GIVEN PROBLEM: Copy whichever lines contain the string "React".

STORED DATA:
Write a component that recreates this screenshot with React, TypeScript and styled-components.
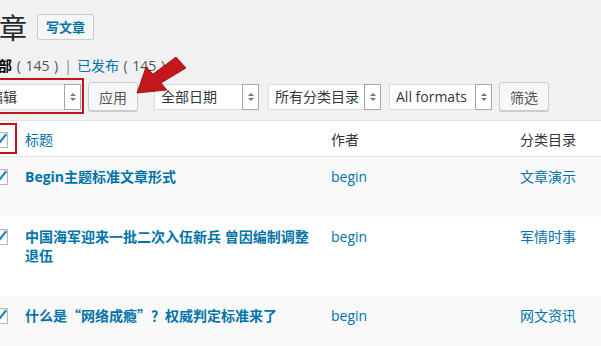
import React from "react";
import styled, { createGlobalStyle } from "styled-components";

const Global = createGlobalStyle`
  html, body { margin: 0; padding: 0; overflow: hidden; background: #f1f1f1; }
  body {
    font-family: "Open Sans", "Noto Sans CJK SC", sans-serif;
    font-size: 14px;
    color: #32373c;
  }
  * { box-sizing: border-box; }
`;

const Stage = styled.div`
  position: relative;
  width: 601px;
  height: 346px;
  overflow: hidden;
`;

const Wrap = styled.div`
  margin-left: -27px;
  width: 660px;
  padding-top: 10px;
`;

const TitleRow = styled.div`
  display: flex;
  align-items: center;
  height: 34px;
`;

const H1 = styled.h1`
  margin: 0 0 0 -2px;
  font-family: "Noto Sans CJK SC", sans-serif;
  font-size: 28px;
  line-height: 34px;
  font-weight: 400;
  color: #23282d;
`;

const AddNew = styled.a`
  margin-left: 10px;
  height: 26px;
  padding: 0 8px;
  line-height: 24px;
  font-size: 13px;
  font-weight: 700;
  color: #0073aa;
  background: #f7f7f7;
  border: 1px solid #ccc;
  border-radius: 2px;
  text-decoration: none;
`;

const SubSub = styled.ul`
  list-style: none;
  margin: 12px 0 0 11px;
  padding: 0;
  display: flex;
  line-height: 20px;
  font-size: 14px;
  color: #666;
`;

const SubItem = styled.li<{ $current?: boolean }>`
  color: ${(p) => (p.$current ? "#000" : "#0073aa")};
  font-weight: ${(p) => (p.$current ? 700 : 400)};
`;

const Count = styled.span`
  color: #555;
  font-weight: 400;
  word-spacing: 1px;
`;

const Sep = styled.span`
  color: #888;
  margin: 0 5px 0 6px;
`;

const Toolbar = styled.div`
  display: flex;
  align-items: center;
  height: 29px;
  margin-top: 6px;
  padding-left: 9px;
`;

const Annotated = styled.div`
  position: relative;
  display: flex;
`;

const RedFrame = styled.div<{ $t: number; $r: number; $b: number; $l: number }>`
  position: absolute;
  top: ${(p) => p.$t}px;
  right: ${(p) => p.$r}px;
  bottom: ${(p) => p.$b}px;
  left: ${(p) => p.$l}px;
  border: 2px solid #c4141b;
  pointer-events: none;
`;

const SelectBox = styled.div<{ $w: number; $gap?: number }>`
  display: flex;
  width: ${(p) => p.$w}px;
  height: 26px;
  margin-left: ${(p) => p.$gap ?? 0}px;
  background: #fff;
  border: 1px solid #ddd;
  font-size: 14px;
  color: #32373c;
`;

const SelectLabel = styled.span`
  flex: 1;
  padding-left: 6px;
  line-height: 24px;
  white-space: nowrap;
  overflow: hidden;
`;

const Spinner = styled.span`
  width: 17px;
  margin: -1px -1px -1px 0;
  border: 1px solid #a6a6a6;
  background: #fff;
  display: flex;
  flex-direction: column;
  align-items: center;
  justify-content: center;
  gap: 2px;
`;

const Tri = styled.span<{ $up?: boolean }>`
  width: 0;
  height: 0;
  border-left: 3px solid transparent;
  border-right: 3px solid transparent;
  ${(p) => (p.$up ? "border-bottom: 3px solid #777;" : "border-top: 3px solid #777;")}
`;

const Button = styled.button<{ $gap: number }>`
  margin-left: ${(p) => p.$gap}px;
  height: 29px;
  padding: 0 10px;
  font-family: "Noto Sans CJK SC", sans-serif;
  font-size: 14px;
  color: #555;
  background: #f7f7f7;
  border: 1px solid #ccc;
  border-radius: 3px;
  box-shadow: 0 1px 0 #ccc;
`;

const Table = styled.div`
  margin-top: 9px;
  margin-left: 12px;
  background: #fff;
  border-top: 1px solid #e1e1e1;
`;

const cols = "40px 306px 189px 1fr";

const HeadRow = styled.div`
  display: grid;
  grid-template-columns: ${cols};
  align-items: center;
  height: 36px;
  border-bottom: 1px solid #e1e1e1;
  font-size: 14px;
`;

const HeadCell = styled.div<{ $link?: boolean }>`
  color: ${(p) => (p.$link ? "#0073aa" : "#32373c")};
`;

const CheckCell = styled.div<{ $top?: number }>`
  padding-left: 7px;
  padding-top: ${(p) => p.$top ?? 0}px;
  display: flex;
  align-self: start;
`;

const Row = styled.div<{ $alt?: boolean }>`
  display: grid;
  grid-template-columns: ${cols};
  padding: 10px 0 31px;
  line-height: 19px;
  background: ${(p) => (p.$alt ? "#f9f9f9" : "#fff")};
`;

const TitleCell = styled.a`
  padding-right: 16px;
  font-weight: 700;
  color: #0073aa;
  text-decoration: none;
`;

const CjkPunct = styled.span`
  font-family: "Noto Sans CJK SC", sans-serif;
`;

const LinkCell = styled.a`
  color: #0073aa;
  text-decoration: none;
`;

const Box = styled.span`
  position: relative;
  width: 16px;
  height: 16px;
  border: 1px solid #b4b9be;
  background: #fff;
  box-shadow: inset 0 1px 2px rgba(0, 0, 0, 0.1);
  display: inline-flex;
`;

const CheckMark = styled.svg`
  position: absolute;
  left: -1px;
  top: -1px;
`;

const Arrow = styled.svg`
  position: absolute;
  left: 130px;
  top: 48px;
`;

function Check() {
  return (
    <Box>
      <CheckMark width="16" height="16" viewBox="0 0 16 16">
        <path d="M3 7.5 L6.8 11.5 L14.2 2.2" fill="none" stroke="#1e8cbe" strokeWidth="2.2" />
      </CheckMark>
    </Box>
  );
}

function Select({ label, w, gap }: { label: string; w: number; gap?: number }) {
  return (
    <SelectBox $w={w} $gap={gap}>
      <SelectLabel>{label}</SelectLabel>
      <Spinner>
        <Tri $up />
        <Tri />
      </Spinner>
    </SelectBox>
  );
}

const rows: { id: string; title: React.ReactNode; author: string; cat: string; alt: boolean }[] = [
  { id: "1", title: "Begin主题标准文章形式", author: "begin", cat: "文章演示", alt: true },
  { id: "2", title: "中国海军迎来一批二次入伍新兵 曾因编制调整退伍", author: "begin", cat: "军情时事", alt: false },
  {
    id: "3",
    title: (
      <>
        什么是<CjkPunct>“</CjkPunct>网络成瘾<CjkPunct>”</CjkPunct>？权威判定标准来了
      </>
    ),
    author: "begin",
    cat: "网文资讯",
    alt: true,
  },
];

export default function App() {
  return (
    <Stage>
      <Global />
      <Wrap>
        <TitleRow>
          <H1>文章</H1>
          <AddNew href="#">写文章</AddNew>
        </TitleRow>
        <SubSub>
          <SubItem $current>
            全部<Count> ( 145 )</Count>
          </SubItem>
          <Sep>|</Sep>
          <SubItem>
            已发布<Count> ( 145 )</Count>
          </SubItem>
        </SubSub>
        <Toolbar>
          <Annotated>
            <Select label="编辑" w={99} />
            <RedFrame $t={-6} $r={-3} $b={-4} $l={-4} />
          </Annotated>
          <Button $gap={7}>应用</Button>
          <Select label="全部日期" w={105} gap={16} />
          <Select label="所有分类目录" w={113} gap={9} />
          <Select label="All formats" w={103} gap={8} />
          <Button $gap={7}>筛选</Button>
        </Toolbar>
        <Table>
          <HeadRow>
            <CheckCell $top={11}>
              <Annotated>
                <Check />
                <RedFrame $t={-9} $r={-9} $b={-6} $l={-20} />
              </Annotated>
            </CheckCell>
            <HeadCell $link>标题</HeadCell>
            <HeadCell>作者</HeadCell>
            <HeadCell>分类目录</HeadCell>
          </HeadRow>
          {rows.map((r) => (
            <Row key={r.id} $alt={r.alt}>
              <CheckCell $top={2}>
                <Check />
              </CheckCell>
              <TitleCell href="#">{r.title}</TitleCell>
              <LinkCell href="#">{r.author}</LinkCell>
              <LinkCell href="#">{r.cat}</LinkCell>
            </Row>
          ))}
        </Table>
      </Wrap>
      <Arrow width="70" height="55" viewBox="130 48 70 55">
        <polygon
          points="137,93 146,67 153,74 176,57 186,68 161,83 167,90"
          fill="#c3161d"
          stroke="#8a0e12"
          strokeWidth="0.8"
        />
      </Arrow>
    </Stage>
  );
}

RESPONSE BELOW:
Write a component that recreates this screenshot with React, TypeScript and styled-components.
import React from "react";
const rows: { id: string; title: React.ReactNode; author: string; cat: string; alt: boolean }[] = [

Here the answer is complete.